Make an exact copy of all the data.

== == ==

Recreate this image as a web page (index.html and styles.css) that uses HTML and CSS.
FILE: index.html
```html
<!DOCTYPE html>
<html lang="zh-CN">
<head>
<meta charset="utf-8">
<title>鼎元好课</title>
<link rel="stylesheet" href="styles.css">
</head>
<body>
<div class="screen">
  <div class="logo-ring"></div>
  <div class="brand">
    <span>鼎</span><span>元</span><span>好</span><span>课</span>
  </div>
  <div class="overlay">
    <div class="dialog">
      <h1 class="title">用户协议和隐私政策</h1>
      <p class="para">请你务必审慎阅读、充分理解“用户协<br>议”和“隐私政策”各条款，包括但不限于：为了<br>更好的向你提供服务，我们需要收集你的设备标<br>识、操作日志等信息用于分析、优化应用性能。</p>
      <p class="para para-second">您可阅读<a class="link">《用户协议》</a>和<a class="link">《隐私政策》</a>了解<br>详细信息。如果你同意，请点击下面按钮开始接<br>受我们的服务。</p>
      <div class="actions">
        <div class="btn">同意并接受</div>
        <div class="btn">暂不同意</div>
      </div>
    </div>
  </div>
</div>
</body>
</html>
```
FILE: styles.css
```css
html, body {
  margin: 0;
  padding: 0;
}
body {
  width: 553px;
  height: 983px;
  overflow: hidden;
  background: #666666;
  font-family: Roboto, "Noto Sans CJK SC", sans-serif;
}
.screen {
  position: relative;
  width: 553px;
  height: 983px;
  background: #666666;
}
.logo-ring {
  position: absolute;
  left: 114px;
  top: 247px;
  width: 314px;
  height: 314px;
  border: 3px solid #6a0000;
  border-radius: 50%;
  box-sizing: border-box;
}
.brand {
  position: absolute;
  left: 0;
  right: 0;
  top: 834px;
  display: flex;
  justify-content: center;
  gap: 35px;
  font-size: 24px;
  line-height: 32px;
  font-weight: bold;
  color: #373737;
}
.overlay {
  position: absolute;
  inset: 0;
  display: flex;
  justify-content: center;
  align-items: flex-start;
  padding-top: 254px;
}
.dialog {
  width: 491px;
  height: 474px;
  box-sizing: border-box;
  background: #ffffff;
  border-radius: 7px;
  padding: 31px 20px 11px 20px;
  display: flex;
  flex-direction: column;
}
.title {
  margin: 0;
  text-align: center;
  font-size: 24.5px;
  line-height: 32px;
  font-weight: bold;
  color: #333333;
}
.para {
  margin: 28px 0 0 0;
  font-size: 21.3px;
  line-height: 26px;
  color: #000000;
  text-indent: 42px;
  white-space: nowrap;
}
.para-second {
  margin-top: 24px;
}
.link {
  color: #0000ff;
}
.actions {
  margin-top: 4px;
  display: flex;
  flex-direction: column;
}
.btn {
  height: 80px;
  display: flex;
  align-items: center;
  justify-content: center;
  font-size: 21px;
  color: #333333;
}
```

== == ==

## RESULT
Recreate this image as a web page (index.html and styles.css) that uses HTML and CSS.
FILE: index.html
```html
<!DOCTYPE html>
<html lang="zh-CN">
<head>
<meta charset="utf-8">
<title>鼎元好课</title>
<link rel="stylesheet" href="styles.css">
</head>
<body>
<div class="screen">
  <div class="logo-ring"></div>
  <div class="brand">
    <span>鼎</span><span>元</span><span>好</span><span>课</span>
  </div>
  <div class="overlay">
    <div class="dialog">
      <h1 class="title">用户协议和隐私政策</h1>
      <p class="para">请你务必审慎阅读、充分理解“用户协<br>议”和“隐私政策”各条款，包括但不限于：为了<br>更好的向你提供服务，我们需要收集你的设备标<br>识、操作日志等信息用于分析、优化应用性能。</p>
      <p class="para para-second">您可阅读<a class="link">《用户协议》</a>和<a class="link">《隐私政策》</a>了解<br>详细信息。如果你同意，请点击下面按钮开始接<br>受我们的服务。</p>
      <div class="actions">
        <div class="btn">同意并接受</div>
        <div class="btn">暂不同意</div>
      </div>
    </div>
  </div>
</div>
</body>
</html>
```
FILE: styles.css
```css
html, body {
  margin: 0;
  padding: 0;
}
body {
  width: 553px;
  height: 983px;
  overflow: hidden;
  background: #666666;
  font-family: Roboto, "Noto Sans CJK SC", sans-serif;
}
.screen {
  position: relative;
  width: 553px;
  height: 983px;
  background: #666666;
}
.logo-ring {
  position: absolute;
  left: 114px;
  top: 247px;
  width: 314px;
  height: 314px;
  border: 3px solid #6a0000;
  border-radius: 50%;
  box-sizing: border-box;
}
.brand {
  position: absolute;
  left: 0;
  right: 0;
  top: 834px;
  display: flex;
  justify-content: center;
  gap: 35px;
  font-size: 24px;
  line-height: 32px;
  font-weight: bold;
  color: #373737;
}
.overlay {
  position: absolute;
  inset: 0;
  display: flex;
  justify-content: center;
  align-items: flex-start;
  padding-top: 254px;
}
.dialog {
  width: 491px;
  height: 474px;
  box-sizing: border-box;
  background: #ffffff;
  border-radius: 7px;
  padding: 31px 20px 11px 20px;
  display: flex;
  flex-direction: column;
}
.title {
  margin: 0;
  text-align: center;
  font-size: 24.5px;
  line-height: 32px;
  font-weight: bold;
  color: #333333;
}
.para {
  margin: 28px 0 0 0;
  font-size: 21.3px;
  line-height: 26px;
  color: #000000;
  text-indent: 42px;
  white-space: nowrap;
}
.para-second {
  margin-top: 24px;
}
.link {
  color: #0000ff;
}
.actions {
  margin-top: 4px;
  display: flex;
  flex-direction: column;
}
.btn {
  height: 80px;
  display: flex;
  align-items: center;
  justify-content: center;
  font-size: 21px;
  color: #333333;
}
```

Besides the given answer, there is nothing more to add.